● **Objective**
Only lines holding the word "this" should be copied from the material.

*** Data provided ***

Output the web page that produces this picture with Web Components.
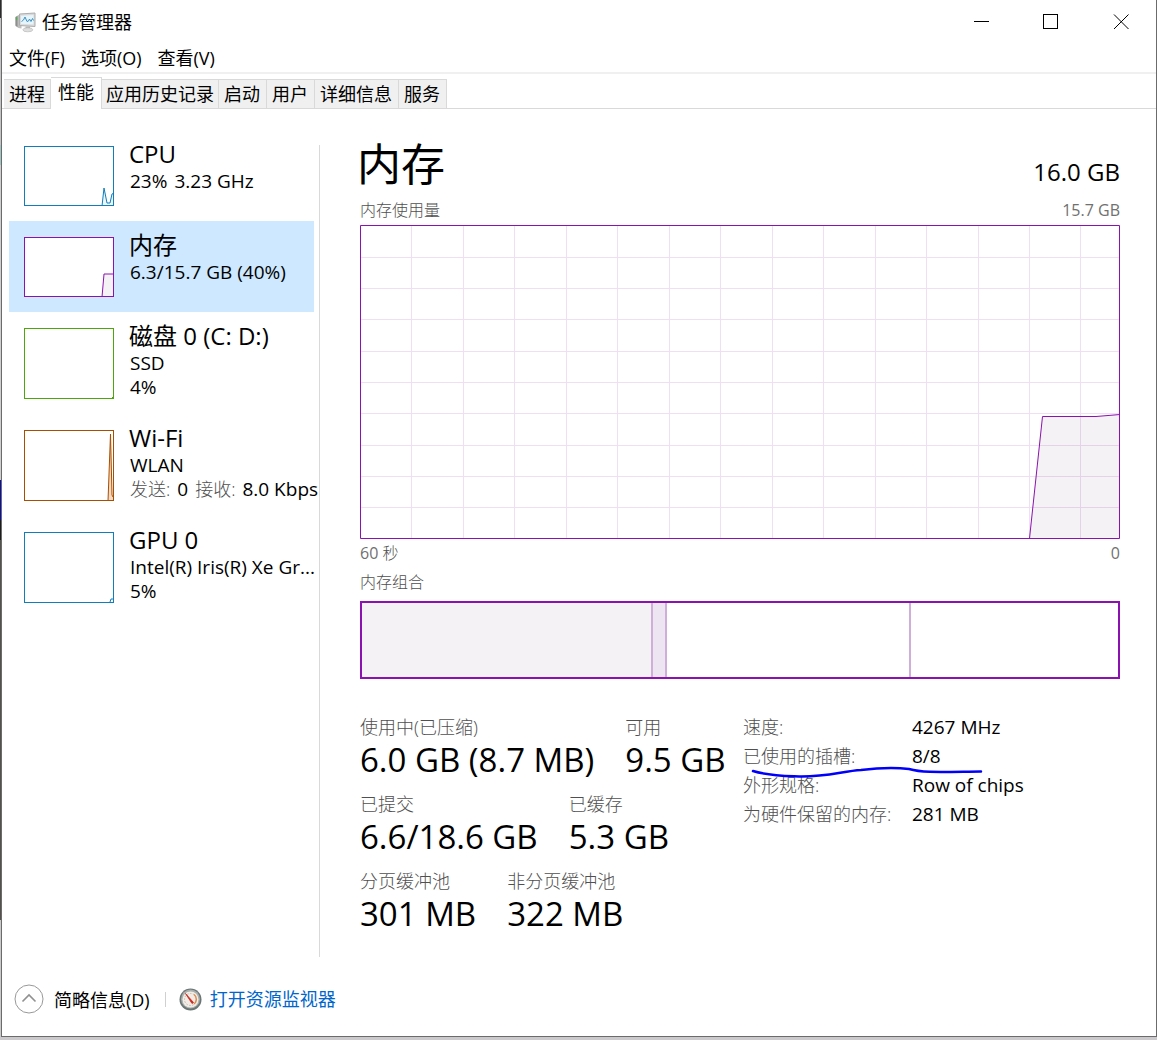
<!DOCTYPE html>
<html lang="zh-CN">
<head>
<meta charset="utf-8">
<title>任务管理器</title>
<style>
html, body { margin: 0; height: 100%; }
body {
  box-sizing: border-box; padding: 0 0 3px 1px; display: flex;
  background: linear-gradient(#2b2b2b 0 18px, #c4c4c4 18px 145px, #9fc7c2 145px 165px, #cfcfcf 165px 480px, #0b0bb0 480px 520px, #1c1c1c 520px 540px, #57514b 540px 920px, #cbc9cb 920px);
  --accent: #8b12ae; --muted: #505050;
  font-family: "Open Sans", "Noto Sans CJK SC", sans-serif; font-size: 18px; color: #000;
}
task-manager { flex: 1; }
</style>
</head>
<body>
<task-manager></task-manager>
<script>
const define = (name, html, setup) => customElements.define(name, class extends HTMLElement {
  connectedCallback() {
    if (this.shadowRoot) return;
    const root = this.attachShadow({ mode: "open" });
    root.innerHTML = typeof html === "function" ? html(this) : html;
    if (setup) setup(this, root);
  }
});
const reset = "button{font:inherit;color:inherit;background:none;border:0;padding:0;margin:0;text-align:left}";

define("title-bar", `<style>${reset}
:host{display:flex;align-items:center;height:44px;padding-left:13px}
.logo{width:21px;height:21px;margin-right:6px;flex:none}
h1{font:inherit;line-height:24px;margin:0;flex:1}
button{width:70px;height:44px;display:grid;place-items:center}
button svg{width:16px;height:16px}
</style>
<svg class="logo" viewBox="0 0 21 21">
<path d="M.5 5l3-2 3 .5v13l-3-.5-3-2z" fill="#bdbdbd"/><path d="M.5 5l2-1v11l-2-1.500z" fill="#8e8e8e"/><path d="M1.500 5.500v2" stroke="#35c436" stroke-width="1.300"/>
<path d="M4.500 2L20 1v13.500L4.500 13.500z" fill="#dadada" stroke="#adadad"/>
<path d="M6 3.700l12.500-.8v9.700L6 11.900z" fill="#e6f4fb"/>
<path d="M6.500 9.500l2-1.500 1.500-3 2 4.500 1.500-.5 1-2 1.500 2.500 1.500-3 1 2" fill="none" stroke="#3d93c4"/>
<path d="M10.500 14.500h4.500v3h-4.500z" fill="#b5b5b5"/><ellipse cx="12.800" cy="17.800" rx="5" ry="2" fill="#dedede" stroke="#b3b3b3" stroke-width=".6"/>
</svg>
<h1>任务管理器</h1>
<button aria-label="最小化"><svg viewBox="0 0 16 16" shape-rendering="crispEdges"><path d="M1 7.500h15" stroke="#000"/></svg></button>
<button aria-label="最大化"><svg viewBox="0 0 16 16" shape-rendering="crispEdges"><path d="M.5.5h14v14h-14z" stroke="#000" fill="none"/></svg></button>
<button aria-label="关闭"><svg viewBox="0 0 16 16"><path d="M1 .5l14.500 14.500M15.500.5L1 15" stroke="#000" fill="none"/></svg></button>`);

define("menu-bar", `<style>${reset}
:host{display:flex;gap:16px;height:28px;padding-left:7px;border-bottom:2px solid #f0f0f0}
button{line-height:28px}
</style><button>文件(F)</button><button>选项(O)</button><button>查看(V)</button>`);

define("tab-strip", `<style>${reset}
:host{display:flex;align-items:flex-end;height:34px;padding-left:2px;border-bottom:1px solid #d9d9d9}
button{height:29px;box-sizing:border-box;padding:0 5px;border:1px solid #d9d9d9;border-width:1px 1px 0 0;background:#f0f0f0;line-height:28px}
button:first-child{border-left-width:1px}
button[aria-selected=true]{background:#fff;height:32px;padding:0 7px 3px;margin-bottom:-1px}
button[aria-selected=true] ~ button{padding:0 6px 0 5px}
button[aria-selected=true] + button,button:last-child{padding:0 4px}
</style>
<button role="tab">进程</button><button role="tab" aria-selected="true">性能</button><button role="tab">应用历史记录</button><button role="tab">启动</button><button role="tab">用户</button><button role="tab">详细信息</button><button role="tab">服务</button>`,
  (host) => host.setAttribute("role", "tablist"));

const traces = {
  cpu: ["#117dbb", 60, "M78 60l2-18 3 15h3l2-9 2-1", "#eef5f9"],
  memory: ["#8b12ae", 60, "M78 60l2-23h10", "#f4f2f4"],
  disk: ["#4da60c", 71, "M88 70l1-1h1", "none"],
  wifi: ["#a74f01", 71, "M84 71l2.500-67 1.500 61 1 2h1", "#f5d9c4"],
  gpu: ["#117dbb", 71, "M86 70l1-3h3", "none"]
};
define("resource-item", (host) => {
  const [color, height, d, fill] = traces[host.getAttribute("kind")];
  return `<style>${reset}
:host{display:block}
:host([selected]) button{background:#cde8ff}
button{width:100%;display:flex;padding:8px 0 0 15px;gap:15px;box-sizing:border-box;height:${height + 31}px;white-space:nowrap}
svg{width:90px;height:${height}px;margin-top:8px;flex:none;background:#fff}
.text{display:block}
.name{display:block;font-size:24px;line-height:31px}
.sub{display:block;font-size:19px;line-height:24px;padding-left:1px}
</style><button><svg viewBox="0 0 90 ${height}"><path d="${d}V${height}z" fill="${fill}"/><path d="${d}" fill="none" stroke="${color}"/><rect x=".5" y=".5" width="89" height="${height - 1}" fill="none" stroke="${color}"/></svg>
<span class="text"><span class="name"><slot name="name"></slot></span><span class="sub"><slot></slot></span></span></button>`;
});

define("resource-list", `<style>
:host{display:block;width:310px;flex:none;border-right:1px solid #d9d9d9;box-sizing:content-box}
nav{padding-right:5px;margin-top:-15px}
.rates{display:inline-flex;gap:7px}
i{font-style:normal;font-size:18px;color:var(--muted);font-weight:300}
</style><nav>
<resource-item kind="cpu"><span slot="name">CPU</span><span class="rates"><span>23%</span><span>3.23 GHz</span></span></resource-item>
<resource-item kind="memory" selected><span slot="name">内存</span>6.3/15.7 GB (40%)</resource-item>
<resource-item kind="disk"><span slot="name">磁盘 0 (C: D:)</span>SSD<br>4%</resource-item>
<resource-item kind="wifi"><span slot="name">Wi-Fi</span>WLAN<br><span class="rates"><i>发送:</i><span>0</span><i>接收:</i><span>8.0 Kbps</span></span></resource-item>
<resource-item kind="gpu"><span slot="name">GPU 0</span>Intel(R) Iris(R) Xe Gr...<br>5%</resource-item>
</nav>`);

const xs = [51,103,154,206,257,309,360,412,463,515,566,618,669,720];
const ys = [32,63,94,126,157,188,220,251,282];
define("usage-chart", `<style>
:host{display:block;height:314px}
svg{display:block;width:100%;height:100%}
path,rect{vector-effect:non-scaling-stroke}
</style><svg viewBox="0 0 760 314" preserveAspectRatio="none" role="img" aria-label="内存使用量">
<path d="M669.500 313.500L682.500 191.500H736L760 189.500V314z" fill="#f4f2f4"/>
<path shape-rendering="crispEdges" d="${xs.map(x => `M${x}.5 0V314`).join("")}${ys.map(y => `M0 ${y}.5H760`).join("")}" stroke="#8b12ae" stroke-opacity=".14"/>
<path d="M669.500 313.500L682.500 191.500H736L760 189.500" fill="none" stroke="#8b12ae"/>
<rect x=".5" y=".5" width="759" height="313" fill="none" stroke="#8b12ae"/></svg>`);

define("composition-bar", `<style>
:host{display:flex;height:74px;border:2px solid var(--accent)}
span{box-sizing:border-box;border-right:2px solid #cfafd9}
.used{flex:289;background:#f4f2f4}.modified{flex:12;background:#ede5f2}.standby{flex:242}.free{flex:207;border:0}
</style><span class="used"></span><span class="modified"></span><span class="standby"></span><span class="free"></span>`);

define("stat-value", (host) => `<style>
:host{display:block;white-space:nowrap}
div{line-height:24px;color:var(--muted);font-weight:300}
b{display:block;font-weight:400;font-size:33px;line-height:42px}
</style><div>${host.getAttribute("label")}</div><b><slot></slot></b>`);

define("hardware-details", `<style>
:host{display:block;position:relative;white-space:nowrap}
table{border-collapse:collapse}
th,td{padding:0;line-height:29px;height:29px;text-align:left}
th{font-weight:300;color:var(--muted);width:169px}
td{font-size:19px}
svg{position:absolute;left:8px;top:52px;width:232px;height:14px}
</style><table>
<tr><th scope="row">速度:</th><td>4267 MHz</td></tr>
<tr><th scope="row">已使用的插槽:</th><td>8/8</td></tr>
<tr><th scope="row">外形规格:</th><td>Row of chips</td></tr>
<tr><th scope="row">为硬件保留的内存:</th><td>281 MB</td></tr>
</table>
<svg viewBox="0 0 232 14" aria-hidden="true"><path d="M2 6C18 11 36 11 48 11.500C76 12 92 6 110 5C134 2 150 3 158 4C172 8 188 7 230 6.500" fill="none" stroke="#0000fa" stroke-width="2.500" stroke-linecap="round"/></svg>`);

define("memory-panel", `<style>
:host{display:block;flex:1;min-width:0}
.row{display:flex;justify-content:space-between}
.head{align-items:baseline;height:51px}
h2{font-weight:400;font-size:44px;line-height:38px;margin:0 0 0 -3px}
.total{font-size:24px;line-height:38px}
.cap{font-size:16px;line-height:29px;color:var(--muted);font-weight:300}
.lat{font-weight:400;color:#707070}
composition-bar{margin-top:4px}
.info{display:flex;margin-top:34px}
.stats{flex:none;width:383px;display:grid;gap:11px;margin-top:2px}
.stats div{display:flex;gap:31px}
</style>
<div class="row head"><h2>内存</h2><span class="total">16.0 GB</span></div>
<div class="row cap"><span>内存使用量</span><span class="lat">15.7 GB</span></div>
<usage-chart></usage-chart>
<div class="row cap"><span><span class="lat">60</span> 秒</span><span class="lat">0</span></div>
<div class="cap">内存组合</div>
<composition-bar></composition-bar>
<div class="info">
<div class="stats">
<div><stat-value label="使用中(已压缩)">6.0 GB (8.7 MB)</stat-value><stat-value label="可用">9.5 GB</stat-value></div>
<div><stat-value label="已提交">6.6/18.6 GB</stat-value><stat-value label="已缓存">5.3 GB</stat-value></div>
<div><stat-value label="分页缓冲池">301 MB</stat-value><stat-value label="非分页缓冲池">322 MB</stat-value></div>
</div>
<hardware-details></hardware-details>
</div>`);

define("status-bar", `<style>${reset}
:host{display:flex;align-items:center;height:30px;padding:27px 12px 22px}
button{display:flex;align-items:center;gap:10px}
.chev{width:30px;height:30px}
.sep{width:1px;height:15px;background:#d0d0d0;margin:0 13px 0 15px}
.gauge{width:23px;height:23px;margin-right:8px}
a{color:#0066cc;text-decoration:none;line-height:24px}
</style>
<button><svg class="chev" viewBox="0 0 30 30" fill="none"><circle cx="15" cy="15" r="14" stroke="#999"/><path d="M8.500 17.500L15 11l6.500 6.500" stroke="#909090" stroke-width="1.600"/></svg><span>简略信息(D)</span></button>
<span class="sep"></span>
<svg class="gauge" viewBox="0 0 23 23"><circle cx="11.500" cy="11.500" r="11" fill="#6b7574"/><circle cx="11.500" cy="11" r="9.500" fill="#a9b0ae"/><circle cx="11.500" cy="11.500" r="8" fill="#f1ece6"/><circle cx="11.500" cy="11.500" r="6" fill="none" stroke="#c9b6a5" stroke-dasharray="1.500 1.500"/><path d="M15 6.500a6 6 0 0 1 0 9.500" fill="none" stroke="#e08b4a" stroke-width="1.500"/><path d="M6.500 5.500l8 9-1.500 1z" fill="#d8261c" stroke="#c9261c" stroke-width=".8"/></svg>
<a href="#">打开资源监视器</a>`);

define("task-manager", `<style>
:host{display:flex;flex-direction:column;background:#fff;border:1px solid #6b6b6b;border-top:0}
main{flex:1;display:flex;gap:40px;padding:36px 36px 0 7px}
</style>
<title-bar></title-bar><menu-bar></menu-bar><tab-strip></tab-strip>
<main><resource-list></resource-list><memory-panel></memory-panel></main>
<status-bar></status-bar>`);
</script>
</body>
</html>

***

● **Answer below**
Output the web page that produces this picture with Web Components.
    if (this.shadowRoot) return;
    const root = this.attachShadow({ mode: "open" });
    root.innerHTML = typeof html === "function" ? html(this) : html;
    if (setup) setup(this, root);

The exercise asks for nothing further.